# Need Feedback for GPU-Z Installer



## W1zzard (Feb 18, 2012)

For next release I'm working on an integrated installer for GPU-Z, so that people can find it easily in their start menu. This will also add an uninstaller to the system.

When no existing installation is found, the following dialog will be displayed:






If an old version is found installed:





The installer adds only about 60 KB to the download size.

*Thoughts?*

This is targeted at less experienced users, so suggestions on the display texts are welcome if they help clarify things.

---

I attached two builds of GPU-Z with the installer functionality to this post, so you can test the install and update features. (both versions are the same build, with just different version number for update)


----------



## cadaveca (Feb 18, 2012)

Looks good to me! Very slick!


----------



## Wrigleyvillain (Feb 18, 2012)

Yeah I like this idea; will save me some bs.


----------



## Arctucas (Feb 18, 2012)

Looks good.

While you are at it, how about adding an update settings dialog that allows us to configure the updater on the initial run, rather than needing to go into the options menu?

Thanks


----------



## Mathragh (Feb 18, 2012)

The installer looks very simple and easy to understand(as long as the user actually reads stuff on his screen).

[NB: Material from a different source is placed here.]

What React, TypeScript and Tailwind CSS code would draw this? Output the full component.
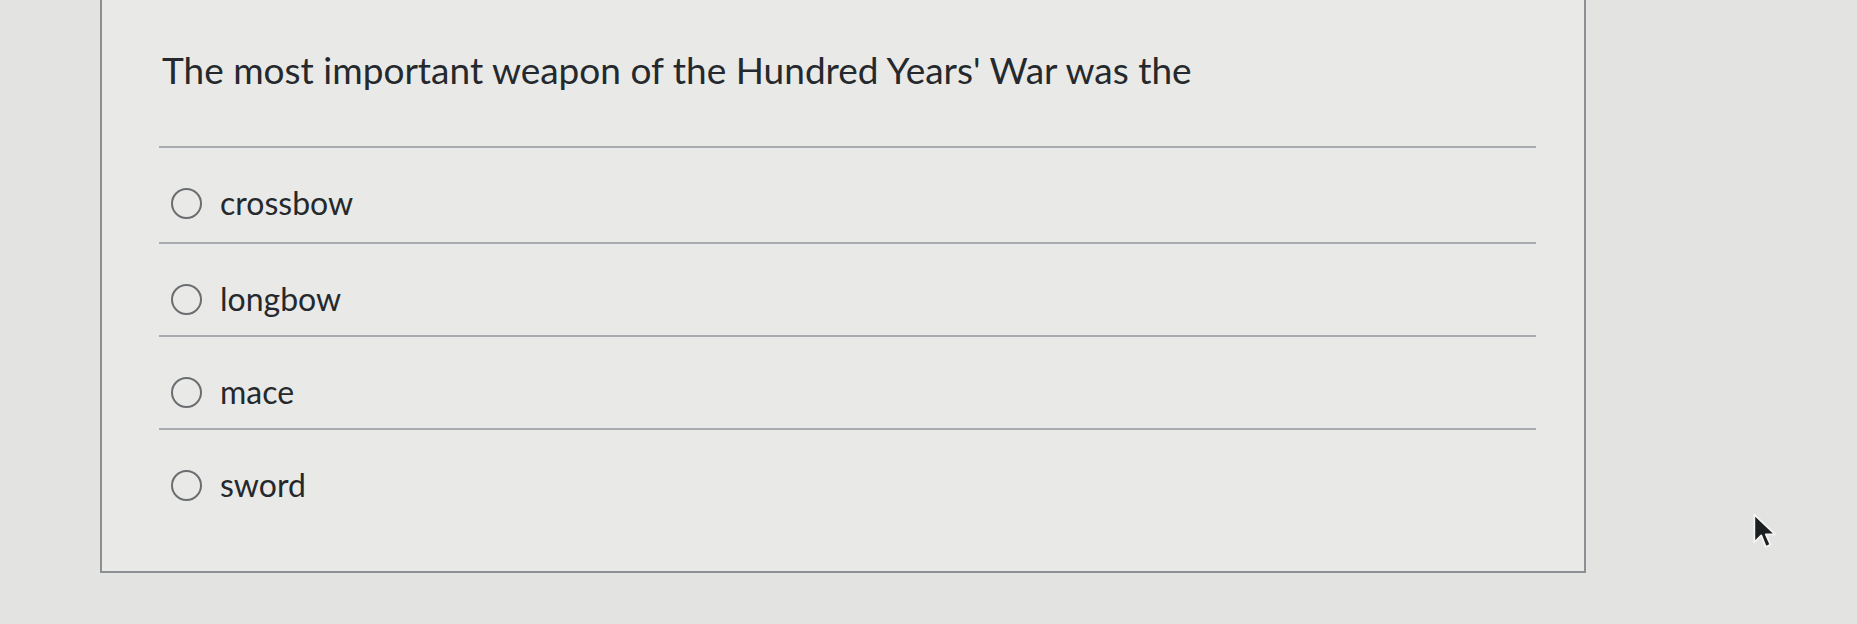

However, in the last windows you are referring to the system menu in GPU-Z itself. 
It occured to me that if you want to make GPU-Z as a whole more inexperienced-user friendly, you might want to make that system menu a bit more visible, perhaps even with a clickable button somewhere.
Now you are referring to a menu that most of the users probably wont be able to find.

I'm not sure if thats a good idea to implement in that way, but I'd just mention it anyway 

Edit: but indeed! great idea!


----------



## user21 (Feb 18, 2012)

go for it, this is pretty useful


----------



## Frogger (Feb 18, 2012)

instead of a DESKTOP short how about a TASKBAR pin??  other wise looks great


----------



## Feänor (Feb 18, 2012)

Great addition. +1 for the taskbar pin instead of the desktop shortcut.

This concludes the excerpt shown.